Where will equity crowdfunding go from there? Predictions have it that the massive expansion of the market will continue, with the World Bank estimating that the crowdfunding sector at large will reach $93 billion by 2025.

One significant development we may witness is an increase in more niche platforms. With the industry growing wider and wider over the coming years, the market may become saturated with the more generic crowdfunding and equity crowdfunding platforms, giving rise to more specialised crowdfunding sites looking to provide niche services – the recent emergence of real estate crowdfunding is a good precursory example of this.

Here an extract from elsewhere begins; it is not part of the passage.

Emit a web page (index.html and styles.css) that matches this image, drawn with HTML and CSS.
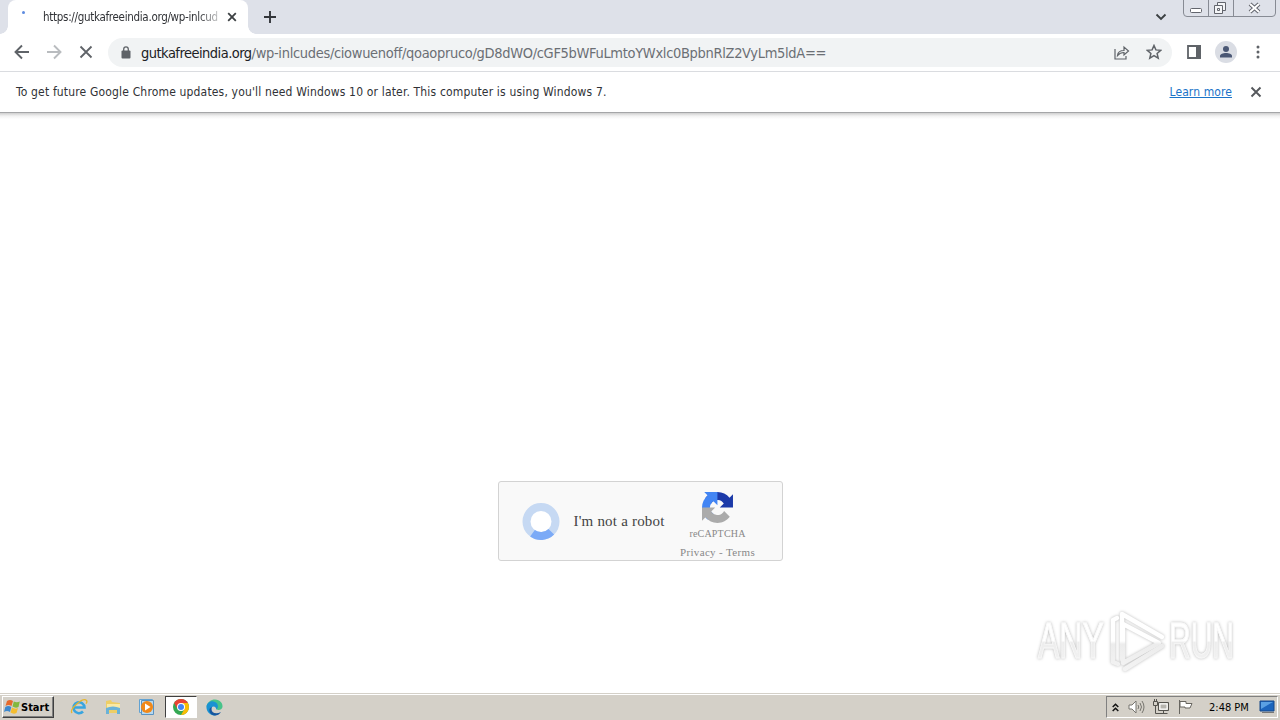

Startup funding is something that will also be affected by the rise in equity crowdfunding. The internet age has allowed the global startup culture to thrive, with the number of new startups reaching record highs last year in a number of countries – over 600 000 in Britain alone. The crowdfunding revolution (itself born out of startups) has helped many new businesses gather funds where they might previously have been unable to, and the relationship between the startup culture and equity crowdfunding will be key to equity crowdfunding’s future: we may well see a rise in non-accredited/non-professional investors investing in startups, a practice that was previously reserved for venture capital. This will both encourage a culture of investing in newer enterprises among the non-high-net-worth population, and also make funding for startups more readily available.

The technology surrounding equity crowdfunding is also likely to improve. Many platforms are already implementing search technology that will allow them to find the right demographic for their particular crowdfunding niche, getting themselves in front of the crowdfunders who are most likely to invest in their sector.

Finally, we are also likely to witness a change in attitudes towards investing: with the crowdfunding market growing as it is and becoming more streamlined, more people will be encouraged to put their money into businesses they believe in, thus taking investment as a whole out of the hands of professional investors. Perhaps we may even see equity crowdfunding becoming the new norm for investment.